The Mudcat Café TM
Thread #112616   Message #2385904
Posted By: Don Firth
10-Jul-08 - 02:20 PM
Thread Name: The Naming of Modes
Subject: RE: The Naming of Modes
People tend to make modes far more complex than they really are.

My first encounter with modes was in a series of articles on music theory as it applies to the guitar in The Guitar Review, a very high quality magazine put out maybe once or twice a year by the New York Classic Guitar Society. The article on modes was clear and concise (the series came out in the the mid-1950s, but I may still have my copies of it around). One article in the series started by explaining the structure of the major scale, then went on to show how the minor scales and its three variations, natural, harmonic, and melodic, differed from the major scale and from each other. The following article did the same thing, but this time with the modes. I added modes to my regular scale practice.

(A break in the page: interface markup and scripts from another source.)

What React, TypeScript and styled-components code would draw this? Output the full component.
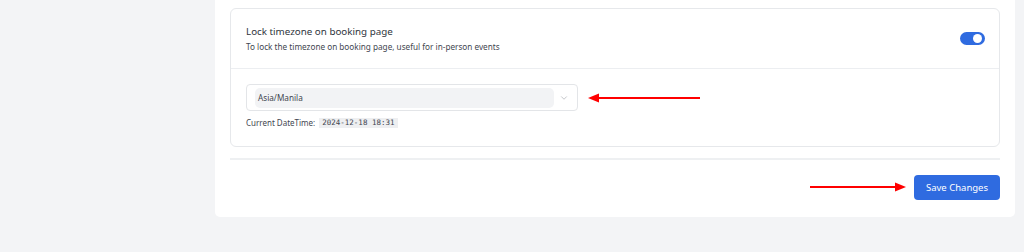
import styled, { createGlobalStyle } from 'styled-components';
import { ChevronDown } from 'lucide-react';

const GlobalStyle = createGlobalStyle`
  html, body {
    margin: 0;
    padding: 0;
    background: #f3f4f6;
    font-family: "Noto Sans", "Open Sans", sans-serif;
  }
`;

const Page = styled.div`
  width: 1024px;
  height: 252px;
  display: flex;
  align-items: flex-start;
  position: relative;
  overflow: hidden;
`;

const Panel = styled.div`
  margin-left: 215px;
  width: 800px;
  height: 217px;
  background: #fff;
  border-radius: 0 0 5px 5px;
  box-sizing: border-box;
  padding: 8px 15px 0 15px;
  display: flex;
  flex-direction: column;
`;

const Card = styled.div`
  border: 1px solid #e6e8eb;
  border-radius: 6px;
  height: 139px;
  box-sizing: border-box;
  display: flex;
  flex-direction: column;
`;

const CardHeader = styled.div`
  height: 60px;
  box-sizing: border-box;
  border-bottom: 1px solid #eceef1;
  display: flex;
  align-items: center;
  justify-content: space-between;
  padding: 0 14px 0 15px;
`;

const HeaderText = styled.div`
  display: flex;
  flex-direction: column;
  gap: 3px;
`;

const Title = styled.div`
  font-size: 9.8px;
  color: #2f353d;
  line-height: 13px;
`;

const Subtitle = styled.div`
  font-size: 8.2px;
  color: #3f4650;
  line-height: 11px;
`;

const Toggle = styled.div<{ on?: boolean }>`
  width: 25px;
  height: 13px;
  border-radius: 7px;
  background: ${p => (p.on ? '#2f6be0' : '#d1d5db')};
  position: relative;
  &::after {
    content: '';
    position: absolute;
    top: 2px;
    left: ${p => (p.on ? '13px' : '2px')};
    width: 9px;
    height: 9px;
    border-radius: 50%;
    background: #fff;
  }
`;

const CardBody = styled.div`
  padding: 15px 15px 0 15px;
  display: flex;
  flex-direction: column;
  gap: 6px;
`;

const Select = styled.div`
  width: 332px;
  height: 27px;
  box-sizing: border-box;
  border: 1px solid #e3e5e8;
  border-radius: 4px;
  display: flex;
  align-items: center;
  padding: 2px 8px 2px 8px;
  gap: 5px;
  color: #a0a4aa;
`;

const SelectValue = styled.div`
  flex: 1;
  height: 20px;
  background: #f2f3f5;
  border-radius: 5px;
  display: flex;
  align-items: center;
  padding-left: 3px;
  font-size: 8.2px;
  color: #3f4650;
`;

const DateRow = styled.div`
  display: flex;
  align-items: center;
  gap: 4px;
  font-size: 8px;
  color: #3f4650;
`;

const Code = styled.span`
  font-family: "DejaVu Sans Mono", monospace;
  font-size: 7.5px;
  line-height: 10px;
  background: #eeeff1;
  padding: 0 3px;
  color: #3f4650;
`;

const Divider = styled.div`
  margin-top: 11px;
  height: 2px;
  background: #eef0f2;
`;

const Footer = styled.div`
  display: flex;
  justify-content: flex-end;
  padding-top: 15px;
`;

const Button = styled.button`
  width: 86px;
  height: 25px;
  border: none;
  border-radius: 4px;
  background: #2f6be0;
  color: #fff;
  font-family: "Noto Sans", "Open Sans", sans-serif;
  font-size: 9.5px;
  padding: 0;
`;

const Arrow = styled.svg<{ x: number; y: number }>`
  position: absolute;
  left: ${p => p.x}px;
  top: ${p => p.y}px;
`;

export default function App() {
  return (
    <>
      <GlobalStyle />
      <Page>
        <Panel>
          <Card>
            <CardHeader>
              <HeaderText>
                <Title>Lock timezone on booking page</Title>
                <Subtitle>To lock the timezone on booking page, useful for in-person events</Subtitle>
              </HeaderText>
              <Toggle on />
            </CardHeader>
            <CardBody>
              <Select>
                <SelectValue>Asia/Manila</SelectValue>
                <ChevronDown size={10} strokeWidth={1.5} />
              </Select>
              <DateRow>
                Current DateTime: <Code>2024-12-18 18:31</Code>
              </DateRow>
            </CardBody>
          </Card>
          <Divider />
          <Footer>
            <Button>Save Changes</Button>
          </Footer>
        </Panel>
        <Arrow x={588} y={93} width={114} height={10} viewBox="0 0 114 10">
          <line x1="9" y1="5" x2="112" y2="5" stroke="#f00" strokeWidth="2" />
          <polygon points="0,5 11,0.5 11,9.5" fill="#f00" />
        </Arrow>
        <Arrow x={808} y={182} width={98} height={10} viewBox="0 0 98 10">
          <line x1="2" y1="5" x2="88" y2="5" stroke="#f00" strokeWidth="2" />
          <polygon points="98,5 87,0.5 87,9.5" fill="#f00" />
        </Arrow>
      </Page>
    </>
  );
}
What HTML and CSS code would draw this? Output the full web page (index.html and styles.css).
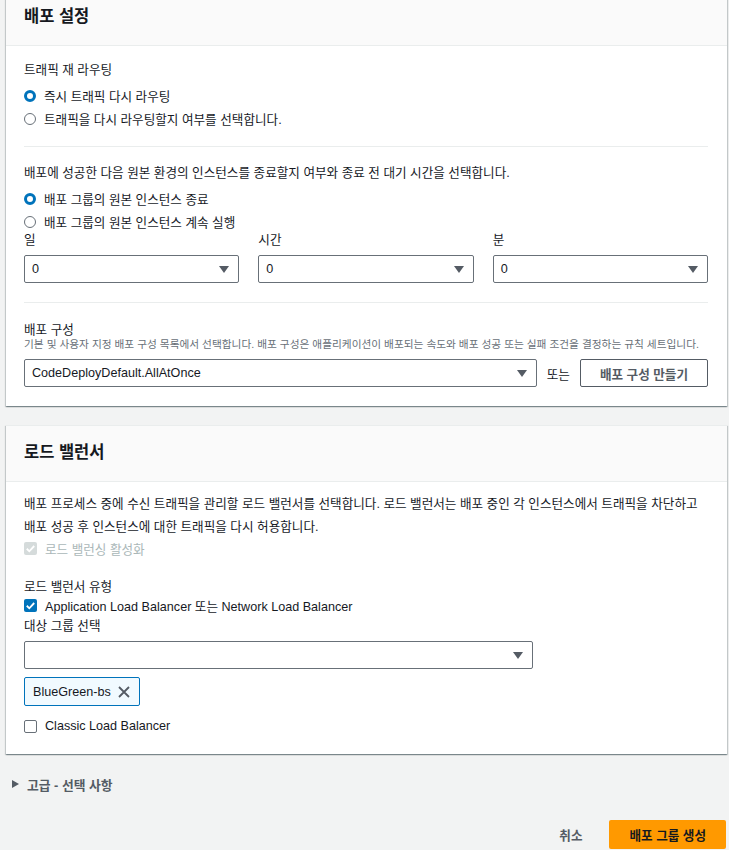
FILE: index.html
```html
<!DOCTYPE html>
<html lang="ko">
<head>
    <meta charset="UTF-8">
    <meta name="viewport" content="width=device-width, initial-scale=1.0">
    <title>배포 그룹 생성</title>
    <link rel="stylesheet" href="styles.css">
</head>
<body>
<div class="page">

    <div class="card first">
        <div class="card-head"><h2>배포 설정</h2></div>
        <div class="card-body">
            <div class="section traffic">
                <div class="label">트래픽 재 라우팅</div>
                <div class="options">
                    <div class="option"><span class="radio on"></span>즉시 트래픽 다시 라우팅</div>
                    <div class="option"><span class="radio"></span>트래픽을 다시 라우팅할지 여부를 선택합니다.</div>
                </div>
            </div>

            <div class="section terminate">
                <div class="label">배포에 성공한 다음 원본 환경의 인스턴스를 종료할지 여부와 종료 전 대기 시간을 선택합니다.</div>
                <div class="options">
                    <div class="option"><span class="radio on"></span>배포 그룹의 원본 인스턴스 종료</div>
                    <div class="option"><span class="radio"></span>배포 그룹의 원본 인스턴스 계속 실행</div>
                </div>
                <div class="wait-grid">
                    <div>
                        <div class="field-label">일</div>
                        <div class="select"><span>0</span><span class="arrow"></span></div>
                    </div>
                    <div>
                        <div class="field-label">시간</div>
                        <div class="select"><span>0</span><span class="arrow"></span></div>
                    </div>
                    <div>
                        <div class="field-label">분</div>
                        <div class="select"><span>0</span><span class="arrow"></span></div>
                    </div>
                </div>
            </div>

            <div class="section config">
                <div class="label tight">배포 구성</div>
                <div class="hint">기본 및 사용자 지정 배포 구성 목록에서 선택합니다. 배포 구성은 애플리케이션이 배포되는 속도와 배포 성공 또는 실패 조건을 결정하는 규칙 세트입니다.</div>
                <div class="config-row">
                    <div class="select grow"><span>CodeDeployDefault.AllAtOnce</span><span class="arrow"></span></div>
                    <span>또는</span>
                    <button class="btn">배포 구성 만들기</button>
                </div>
            </div>
        </div>
    </div>

    <div class="card">
        <div class="card-head"><h2>로드 밸런서</h2></div>
        <div class="card-body lb">
            <p class="intro">배포 프로세스 중에 수신 트래픽을 관리할 로드 밸런서를 선택합니다. 로드 밸런서는 배포 중인 각 인스턴스에서 트래픽을 차단하고<br>배포 성공 후 인스턴스에 대한 트래픽을 다시 허용합니다.</p>
            <div class="option disabled short">
                <span class="check off-state"><svg viewBox="0 0 14 14"><path d="M3 7.3l2.7 2.7L11 4.3" stroke="#fff" stroke-width="2" fill="none"/></svg></span>로드 밸런싱 활성화
            </div>

            <div class="label shifted lb-type">로드 밸런서 유형</div>
            <div class="option short">
                <span class="check on"><svg viewBox="0 0 14 14"><path d="M3 7.3l2.7 2.7L11 4.3" stroke="#fff" stroke-width="2" fill="none"/></svg></span>Application Load Balancer 또는 Network Load Balancer
            </div>
            <div class="label shifted">대상 그룹 선택</div>
            <div class="select target"><span></span><span class="arrow"></span></div>
            <div class="token">
                BlueGreen-bs
                <svg class="remove" viewBox="0 0 12 12"><path d="M1 1l10 10M11 1L1 11" stroke="#545b64" stroke-width="1.8" fill="none"/></svg>
            </div>
            <div class="option classic"><span class="check"></span>Classic Load Balancer</div>
        </div>
    </div>

    <div class="advanced"><span class="caret"></span>고급 - 선택 사항</div>

    <div class="actions">
        <span class="cancel">취소</span>
        <button class="primary">배포 그룹 생성</button>
    </div>

</div>
</body>
</html>
```

FILE: styles.css
```css
body {
    margin: 0;
    background-color: #f2f3f3;
    font-family: "Liberation Sans", "Noto Sans CJK KR", sans-serif;
    font-size: 12.6px;
    color: #16191f;
}
.page {
    width: 721px;
    margin-left: 6px;
}
.card {
    background: #fff;
    border-top: 1px solid #eaeded;
    box-shadow: 0 1px 1px 0 rgba(0, 28, 36, 0.3), 1px 1px 1px 0 rgba(0, 28, 36, 0.15), -1px 1px 1px 0 rgba(0, 28, 36, 0.15);
}
.card.first {
    margin-top: -11px;
}
.card + .card {
    margin-top: 19px;
}
.card-head {
    height: 56px;
    box-sizing: border-box;
    padding: 0 18px 4px;
    display: flex;
    align-items: center;
    background: #fafafa;
    border-bottom: 1px solid #eaeded;
}
.card-head h2 {
    margin: 0;
    font-size: 16.5px;
    line-height: 20px;
    font-weight: 700;
}
.card-body {
    padding: 0 19px 0 18px;
}
.section {
    border-bottom: 1px solid #eaeded;
}
.traffic {
    padding: 14px 0 16px;
}
.terminate {
    padding: 16px 0 19px;
}
.config {
    padding: 17px 0 19px;
    border-bottom: none;
}
.label {
    line-height: 20px;
}
.label.tight {
    padding-top: 2px;
    line-height: 16px;
}
.label.shifted {
    padding-top: 2px;
    line-height: 18px;
}
.options {
    margin-top: 4px;
}
.option {
    display: flex;
    align-items: center;
    gap: 8px;
    height: 23px;
}
.radio {
    width: 12px;
    height: 12px;
    box-sizing: border-box;
    border: 1.2px solid #687078;
    border-radius: 50%;
    background: #fff;
    flex-shrink: 0;
}
.radio.on {
    border: 3.5px solid #0073bb;
}
.check {
    width: 13px;
    height: 13px;
    box-sizing: border-box;
    border: 1px solid #687078;
    border-radius: 2px;
    background: #fff;
    flex-shrink: 0;
    display: flex;
}
.check svg {
    width: 100%;
    height: 100%;
}
.check.on {
    border: none;
    background: #0073bb;
}
.check.off-state {
    border: none;
    background: #d5dbdb;
}
.disabled {
    color: #aab7b8;
}
.wait-grid {
    display: grid;
    grid-template-columns: 1fr 1fr 1fr;
    gap: 19px;
}
.field-label {
    line-height: 14px;
}
.select {
    height: 28px;
    box-sizing: border-box;
    margin-top: 8px;
    padding: 0 9px 0 7px;
    border: 1px solid #687078;
    border-radius: 2px;
    display: flex;
    align-items: center;
    justify-content: space-between;
    background: #fff;
}
.arrow {
    width: 0;
    height: 0;
    border-left: 5px solid transparent;
    border-right: 5px solid transparent;
    border-top: 7px solid #545b64;
}
.hint {
    font-size: 10.7px;
    line-height: 12px;
    color: #687078;
    white-space: nowrap;
}
.config-row {
    margin-top: 9px;
    display: flex;
    align-items: center;
    gap: 10px;
}
.config-row .select {
    margin-top: 0;
}
.grow {
    flex: 1;
}
.btn {
    height: 28px;
    padding: 0 19px;
    border: 1px solid #545b64;
    border-radius: 2px;
    background: #fff;
    font: inherit;
    font-weight: 700;
    color: #545b64;
}
.lb {
    padding-bottom: 18px;
}
.intro {
    margin: 0;
    padding-top: 11px;
    line-height: 23px;
}
.option.short {
    height: 19px;
}
.lb-type {
    margin-top: 18px;
}
.select.target {
    width: 509px;
    margin-top: 6px;
}
.token {
    margin-top: 8px;
    height: 29px;
    width: 116px;
    box-sizing: border-box;
    padding: 0 9px 0 8px;
    display: flex;
    align-items: center;
    justify-content: space-between;
    background: #f1faff;
    border: 1px solid #0073bb;
    border-radius: 2px;
}
.remove {
    width: 12px;
    height: 12px;
}
.option.classic {
    margin-top: 10px;
    height: 20px;
}
.advanced {
    margin-top: 20px;
    height: 20px;
    padding-left: 6px;
    display: flex;
    align-items: center;
    gap: 8px;
    font-size: 12.8px;
    font-weight: 700;
    color: #545b64;
}
.caret {
    width: 0;
    height: 0;
    border-top: 4px solid transparent;
    border-bottom: 4px solid transparent;
    border-left: 7px solid #545b64;
}
.actions {
    margin-top: 26px;
    padding-right: 1px;
    display: flex;
    justify-content: flex-end;
    align-items: center;
    gap: 27px;
}
.cancel {
    font-weight: 700;
    color: #545b64;
}
.primary {
    height: 29px;
    padding: 0 20px;
    border: none;
    border-radius: 2px;
    background: #ff9900;
    font: inherit;
    font-weight: 700;
    color: #16191f;
}
```
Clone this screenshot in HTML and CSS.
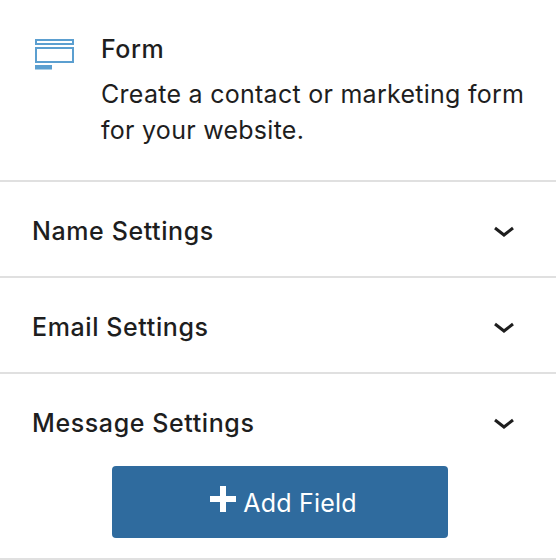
FILE: index.html
```html
<!DOCTYPE html>
<html lang="en">
<head>
<meta charset="utf-8">
<title>Form</title>
<link rel="stylesheet" href="styles.css">
</head>
<body>
<div class="panel">
  <header class="block-card">
    <svg class="block-icon" viewBox="0 0 40 32" width="40" height="32" aria-hidden="true">
      <rect x="2" y="1" width="37" height="4" fill="none" stroke="#5b9fd0" stroke-width="2"/>
      <rect x="2" y="9" width="37" height="14" fill="none" stroke="#5b9fd0" stroke-width="2"/>
      <rect x="1" y="26" width="17" height="4.5" fill="#5b9fd0"/>
    </svg>
    <div class="block-text">
      <h2 class="block-title">Form</h2>
      <p class="block-desc">Create a contact or marketing form for your website.</p>
    </div>
  </header>
  <section class="row"><span class="row-title">Name Settings</span>
    <svg class="chev" viewBox="0 0 24 14" width="24" height="14" aria-hidden="true"><path d="M3 3l9 7 9-7" fill="none" stroke="#1e1e1e" stroke-width="3"/></svg>
  </section>
  <section class="row"><span class="row-title">Email Settings</span>
    <svg class="chev" viewBox="0 0 24 14" width="24" height="14" aria-hidden="true"><path d="M3 3l9 7 9-7" fill="none" stroke="#1e1e1e" stroke-width="3"/></svg>
  </section>
  <section class="row row-open"><span class="row-title">Message Settings</span>
    <svg class="chev" viewBox="0 0 24 14" width="24" height="14" aria-hidden="true"><path d="M3 3l9 7 9-7" fill="none" stroke="#1e1e1e" stroke-width="3"/></svg>
  </section>
  <div class="actions">
    <button class="add-btn" type="button">
      <svg class="add-icon" viewBox="0 0 26 26" width="26" height="26" aria-hidden="true"><path d="M10 0h6v10h10v6H16v10h-6V16H0v-6h10z" fill="#fff"/></svg>
      <span>Add Field</span>
    </button>
  </div>
</div>
</body>
</html>
```
FILE: styles.css
```css
* { box-sizing: border-box; }
html, body { margin: 0; padding: 0; background: #fff; }
body { width: 556px; height: 560px; overflow: hidden; font-family: Inter, "Liberation Sans", sans-serif; color: #1e1e1e; }
.panel { display: flex; flex-direction: column; height: 560px; border-bottom: 2px solid #e0e0e0; }
.block-card { display: flex; gap: 27px; height: 182px; padding: 37px 24px 0 34px; border-bottom: 2px solid #e0e0e0; }
.block-icon { flex: none; margin-top: 2px; }
.block-title { margin: 0; font-size: 25px; line-height: 24px; font-weight: 500; letter-spacing: .5px; }
.block-desc { margin: 15px 0 0; font-size: 25px; line-height: 36px; font-weight: 400; letter-spacing: .27px; }
.row { display: flex; justify-content: space-between; align-items: center; height: 96px; padding: 4px 40px 0 32px; border-bottom: 2px solid #e0e0e0; }
.row-title { font-size: 25px; font-weight: 500; letter-spacing: .6px; }
.row-open { height: 92px; border-bottom: 0; padding-top: 6px; }
.chev { flex: none; margin-top: 1px; }
.actions { display: flex; justify-content: center; padding-left: 4px; }
.add-btn { display: flex; align-items: center; justify-content: center; gap: 7px; width: 336px; height: 72px; padding: 1px 0 0 7px; border: 0; border-radius: 4px; background: #2f6b9e; color: #fff; font: 400 25px Inter, "Liberation Sans", sans-serif; letter-spacing: .2px; }
.add-icon { margin-bottom: 8px; }
```
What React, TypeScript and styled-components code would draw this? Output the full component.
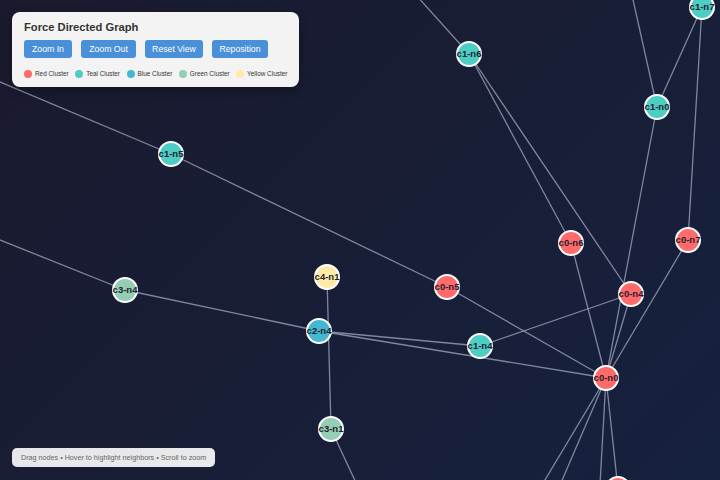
import React from 'react';
import styled, { createGlobalStyle } from 'styled-components';

const GlobalStyle = createGlobalStyle`
  html, body {
    margin: 0;
    padding: 0;
    width: 720px;
    height: 480px;
    overflow: hidden;
    font-family: "Liberation Sans", Arial, sans-serif;
  }
`;

const Stage = styled.div`
  position: relative;
  width: 720px;
  height: 480px;
  overflow: hidden;
  background: linear-gradient(135deg, #1a1a2e 0%, #16213e 100%);
`;

const Canvas = styled.svg`
  position: absolute;
  inset: 0;
  display: block;
`;

const Panel = styled.div`
  position: absolute;
  top: 12px;
  left: 12px;
  width: 287px;
  box-sizing: border-box;
  padding: 7px 12px 8px;
  background: rgba(255, 255, 255, 0.95);
  border-radius: 8px;
  box-shadow: 0 4px 12px rgba(0, 0, 0, 0.3);
`;

const Title = styled.h3`
  margin: 0 0 5px;
  font-size: 11.2px;
  line-height: 16px;
  font-weight: 700;
  color: #333;
`;

const Toolbar = styled.div`
  display: flex;
  gap: 9px;
`;

const Button = styled.button<{ $w: number }>`
  width: ${p => p.$w}px;
  height: 18px;
  padding: 0;
  border: none;
  border-radius: 3px;
  background: #4a90d9;
  color: #fff;
  font-family: inherit;
  font-size: 8.7px;
  cursor: pointer;
`;

const Legend = styled.div`
  display: flex;
  align-items: center;
  gap: 6.5px;
  margin-top: 11px;
  white-space: nowrap;
`;

const LegendItem = styled.div`
  display: flex;
  flex-shrink: 0;
  align-items: center;
  gap: 3px;
  font-size: 6.4px;
  line-height: 10px;
  color: #333;
`;

const Dot = styled.span<{ $c: string }>`
  flex-shrink: 0;
  width: 8px;
  height: 8px;
  border-radius: 50%;
  background: ${p => p.$c};
`;

const Hint = styled.div`
  position: absolute;
  left: 12px;
  top: 448px;
  width: 203px;
  height: 19px;
  box-sizing: border-box;
  padding: 0 9px;
  background: rgba(255, 255, 255, 0.9);
  border-radius: 5px;
  color: #666;
  font-size: 7.2px;
  line-height: 19px;
  white-space: nowrap;
  overflow: hidden;
`;

const NodeLabel = styled.text`
  font-family: "Liberation Sans", Arial, sans-serif;
  font-size: 9.5px;
  font-weight: 700;
  fill: #1f1f2e;
`;

const COLORS: Record<string, string> = {
  c0: '#ff6b6b',
  c1: '#4ecdc4',
  c2: '#45b7d1',
  c3: '#96ceb4',
  c4: '#ffeaa7',
};

const nodes: { id: string; x: number; y: number }[] = [
  { id: 'c1-n7', x: 702, y: 7 },
  { id: 'c1-n6', x: 469, y: 54 },
  { id: 'c1-n0', x: 657, y: 107 },
  { id: 'c1-n5', x: 171, y: 154 },
  { id: 'c0-n6', x: 571, y: 243 },
  { id: 'c0-n7', x: 688, y: 240 },
  { id: 'c4-n1', x: 327, y: 277 },
  { id: 'c0-n5', x: 447, y: 287 },
  { id: 'c3-n4', x: 125, y: 290 },
  { id: 'c0-n4', x: 631, y: 294 },
  { id: 'c2-n4', x: 319, y: 331 },
  { id: 'c1-n4', x: 480, y: 346 },
  { id: 'c0-n0', x: 606, y: 378 },
  { id: 'c3-n1', x: 331, y: 429 },
  { id: 'c0-n2', x: 618, y: 489 },
];

const pos = Object.fromEntries(nodes.map(n => [n.id, n]));

// edges between visible nodes
const links: [string, string][] = [
  ['c1-n5', 'c0-n5'],
  ['c0-n5', 'c0-n0'],
  ['c3-n4', 'c2-n4'],
  ['c2-n4', 'c1-n4'],
  ['c2-n4', 'c0-n0'],
  ['c4-n1', 'c3-n1'],
  ['c1-n4', 'c0-n4'],
  ['c0-n4', 'c0-n0'],
  ['c0-n6', 'c0-n0'],
  ['c0-n7', 'c0-n0'],
  ['c1-n7', 'c0-n7'],
  ['c1-n7', 'c1-n0'],
  ['c1-n0', 'c0-n0'],
  ['c1-n6', 'c0-n6'],
  ['c1-n6', 'c0-n4'],
  ['c0-n0', 'c0-n2'],
];

// edges that run off the edge of the view
const strays: [number, number, number, number][] = [
  [-100, 40, 171, 154],
  [-60, 216, 125, 290],
  [380, -45, 469, 54],
  [623, -45, 657, 107],
  [331, 429, 364, 500],
  [606, 378, 521, 520],
  [606, 378, 545, 520],
  [606, 378, 598, 520],
];

const legend = [
  { label: 'Red Cluster', c: COLORS.c0 },
  { label: 'Teal Cluster', c: COLORS.c1 },
  { label: 'Blue Cluster', c: COLORS.c2 },
  { label: 'Green Cluster', c: COLORS.c3 },
  { label: 'Yellow Cluster', c: COLORS.c4 },
];

export default function App() {
  return (
    <Stage>
      <GlobalStyle />
      <Canvas width={720} height={480}>
        <g stroke="#a3a8bd" strokeOpacity={0.75} strokeWidth={1.3}>
          {strays.map(([x1, y1, x2, y2], i) => (
            <line key={'s' + i} x1={x1} y1={y1} x2={x2} y2={y2} />
          ))}
          {links.map(([a, b]) => (
            <line key={a + b} x1={pos[a].x} y1={pos[a].y} x2={pos[b].x} y2={pos[b].y} />
          ))}
        </g>
        {nodes.map(n => (
          <g key={n.id} transform={`translate(${n.x},${n.y})`}>
            <circle r={12} fill={COLORS[n.id.slice(0, 2)]} stroke="#fff" strokeWidth={2} />
            <NodeLabel textAnchor="middle" dy="3.4">{n.id}</NodeLabel>
          </g>
        ))}
      </Canvas>

      <Panel>
        <Title>Force Directed Graph</Title>
        <Toolbar>
          <Button $w={48}>Zoom In</Button>
          <Button $w={55}>Zoom Out</Button>
          <Button $w={58}>Reset View</Button>
          <Button $w={56}>Reposition</Button>
        </Toolbar>
        <Legend>
          {legend.map(l => (
            <LegendItem key={l.label}>
              <Dot $c={l.c} />
              {l.label}
            </LegendItem>
          ))}
        </Legend>
      </Panel>

      <Hint>Drag nodes • Hover to highlight neighbors • Scroll to zoom</Hint>
    </Stage>
  );
}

Although the article commented that modes were never harmonized, at least in the modern sense of the word, I figured "why not?" and proceeded to build chords on the notes of the modal scales. Nothing unusual. Just regular major and minor chords. But I came up with some very interesting combinations of chords.

I have a friend who sings with a medieval choir, and every now and then they hold workshops on medieval music, mainly so those in the choir know what they are doing. The word "modal" kept coming up in rehearsals and in the workshops. She mentioned to me that she wished they would hold a workshop on modes. I said, "Well, it's not very complicated. I can explain modes to you in about a half-hour."

"Oh, no!" she insisted. "It's complicated!"

I tried to show her that it wasn't, but she would have none of it. "It's too complicated It can't be as simple as you say it is!"

She approached the choir director and suggested that they hold a workshop on modes. The choir director told her, "It's not very complicated. I can explain modes to you in about a half-hour."

She's very frustrated. She still doesn't understand modes. She's convinced that they're at least as complex as quantum physics and she refuses to believe that if she'd just shut her mouth and listen, she could learn all about modes in about half an hour.

But it probably is a good idea to conduct a workshop on the subject and see if the idea that modes are beyond human comprehension can be dispelled.